Recent advances in large language models (LLMs) like GPT-3 and GPT-4 have led to claims that these models can perform human-like reasoning and abstraction. However, new research indicates significant gaps still remain between LLMs and human reasoning abilities.
In a new study, researchers from the Santa Fe Institute evaluated text and multimodal versions of GPT-4 on a benchmark called ConceptARC. This benchmark tests understanding and reasoning related to basic concepts like above/below, inside/outside, and same/different.
The researchers first tested a text-only version of GPT-4 using more detailed prompting, including an example, than in previous work. This improved performance over simpler prompting, but GPT-4’s accuracy remained around 33% compared to 91% for humans on the 480 ConceptARC tasks.

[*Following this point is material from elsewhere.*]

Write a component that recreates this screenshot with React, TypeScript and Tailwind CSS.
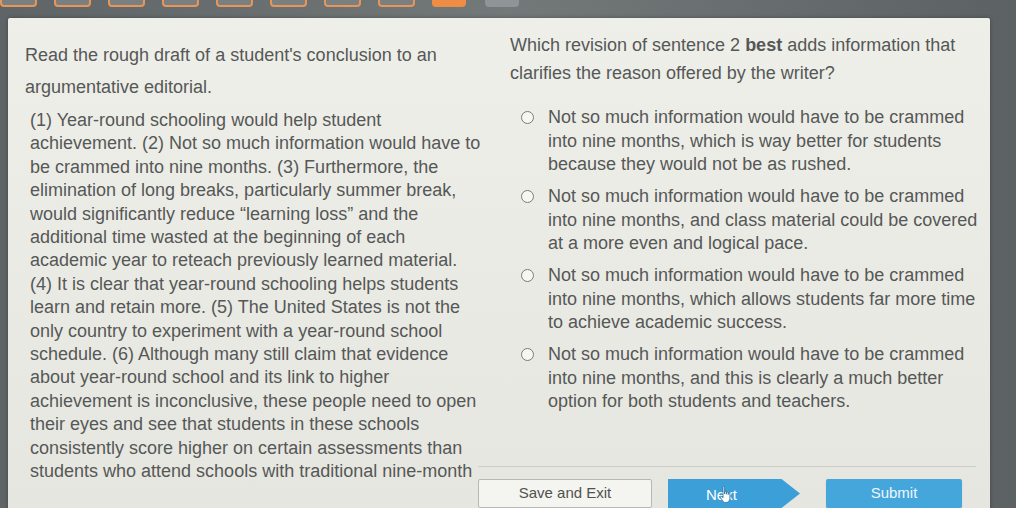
import React from "react";

const passage = [
  "(1) Year-round schooling would help student",
  "achievement. (2) Not so much information would have to",
  "be crammed into nine months. (3) Furthermore, the",
  "elimination of long breaks, particularly summer break,",
  "would significantly reduce \u201Clearning loss\u201D and the",
  "additional time wasted at the beginning of each",
  "academic year to reteach previously learned material.",
  "(4) It is clear that year-round schooling helps students",
  "learn and retain more. (5) The United States is not the",
  "only country to experiment with a year-round school",
  "schedule. (6) Although many still claim that evidence",
  "about year-round school and its link to higher",
  "achievement is inconclusive, these people need to open",
  "their eyes and see that students in these schools",
  "consistently score higher on certain assessments than",
  "students who attend schools with traditional nine-month",
];

const options = [
  [
    "Not so much information would have to be crammed",
    "into nine months, which is way better for students",
    "because they would not be as rushed.",
  ],
  [
    "Not so much information would have to be crammed",
    "into nine months, and class material could be covered",
    "at a more even and logical pace.",
  ],
  [
    "Not so much information would have to be crammed",
    "into nine months, which allows students far more time",
    "to achieve academic success.",
  ],
  [
    "Not so much information would have to be crammed",
    "into nine months, and this is clearly a much better",
    "option for both students and teachers.",
  ],
];

function Hand() {
  return (
    <svg width="16" height="20" viewBox="0 0 16 20" className="absolute left-[50px] top-[6px]">
      <path
        d="M5 2.2c0-.9 1.6-.9 1.6 0V9l.2-2.2c.1-.9 1.6-.9 1.6 0v2.4l.2-1.6c.1-.9 1.6-.9 1.6 0v2l.2-1c.2-.8 1.5-.7 1.5.1v4.6c0 2.3-1.4 4.2-3.8 4.2H7.6c-1.3 0-2.2-.6-2.9-1.6L2.2 12.2c-.5-.8.5-1.6 1.2-1L5 12.8V2.2z"
        fill="#ffffff"
        stroke="#2a6e95"
        strokeWidth="0.8"
      />
    </svg>
  );
}

export default function App() {
  return (
    <div
      className="relative h-[508px] w-[1016px] overflow-hidden bg-gradient-to-r from-[#5f6466] via-[#737879] to-[#5c6163]"
      style={{ fontFamily: '"Liberation Sans", Arial, sans-serif' }}
    >
      {/* progress tabs */}
      <div className="flex gap-[17px] -mt-[4px]">
        {Array.from({ length: 8 }).map((_, i) => (
          <div key={i} className="h-[11px] w-[37px] rounded-b-[4px] border-2 border-[#e8955a] bg-[#7a7f81]" />
        ))}
        <div className="h-[11px] w-[34px] rounded-b-[4px] bg-[#f08d45]" />
        <div className="ml-[2px] h-[11px] w-[34px] rounded-b-[4px] bg-[#8f9496]" />
      </div>

      {/* panel */}
      <div className="ml-[8px] mt-[11px] flex h-[500px] w-[982px] rounded-[2px] bg-gradient-to-b from-[#efefea] to-[#e6e6e0] text-[#555856] shadow-[0_0_4px_rgba(0,0,0,0.3)]">
        {/* left column */}
        <div className="w-[470px] shrink-0 pl-[17px] pt-[21px] text-[18px]">
          <div className="whitespace-nowrap leading-[32px]">
            <div>Read the rough draft of a student's conclusion to an</div>
            <div>argumentative editorial.</div>
          </div>
          <div className="mt-[6px] whitespace-nowrap pl-[5px] leading-[23.4px]">
            {passage.map((l, i) => (
              <div key={i}>{l}</div>
            ))}
          </div>
        </div>

        {/* right column */}
        <div className="flex flex-1 flex-col">
          <div className="pl-[32px] pt-[13px] text-[18px]">
            <div className="whitespace-nowrap leading-[28px]">
              <div>
                Which revision of sentence 2 <span className="font-bold">best</span> adds information that
              </div>
              <div>clarifies the reason offered by the writer?</div>
            </div>
            <div className="mt-[19px] flex flex-col gap-[8.5px]">
              {options.map((opt, i) => (
                <div key={i} className="flex">
                  <div className="flex h-[23.5px] w-[38px] shrink-0 items-center pl-[11px]">
                    <div className="h-[13px] w-[13px] rounded-full border-[1.5px] border-[#7a7c7a] bg-[#f6f6f2]" />
                  </div>
                  <div className="whitespace-nowrap leading-[23.5px]">
                    {opt.map((l, j) => (
                      <div key={j}>{l}</div>
                    ))}
                  </div>
                </div>
              ))}
            </div>
          </div>

          {/* footer */}
          <div className="mb-[10px] mr-[14px] mt-auto flex h-[42px] items-end gap-[16px] border-t border-[#cfcfc9] text-[15px]">
            <button className="h-[29px] w-[174px] rounded-[2px] border border-[#b8b8b2] bg-[#f4f4f0] text-[#4f5250]">
              Save and Exit
            </button>
            <button className="relative h-[29px] w-[132px] bg-[#3d9fd7] text-white [clip-path:polygon(0_0,86%_0,100%_50%,86%_100%,0_100%)]">
              <span className="absolute left-[38px] top-[5px]">Next</span>
              <Hand />
            </button>
            <button className="ml-[10px] h-[29px] w-[136px] rounded-[2px] bg-[#45a6dc] text-[#eef7fc] shadow-[0_1px_1px_rgba(0,0,0,0.2)]">
              Submit
            </button>
          </div>
        </div>
      </div>
    </div>
  );
}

To better compare GPT-4 with human performance on visual tasks, the researchers also tested GPT-4V, a multimodal version, on simplified “minimal” ConceptARC tasks presented as images. Surprisingly, GPT-4V performed significantly worse than the text-only GPT-4, achieving only 23-25% accuracy compared to 65-69% for text GPT-4.
The results reinforce that despite recent advances, leading LLMs still lack the robust abstraction abilities and flexible reasoning humans demonstrate even for basic concepts. The authors conclude that better prompting strategies could improve LLM performance, but fundamental gaps likely remain between human and artificial intelligence.
The ConceptARC benchmark provides a useful methodology for continued assessment of reasoning and abstraction capabilities as LLMs evolve. More work is needed to understand differences between human and artificial reasoning mechanisms and work towards more human-like learning and generalization.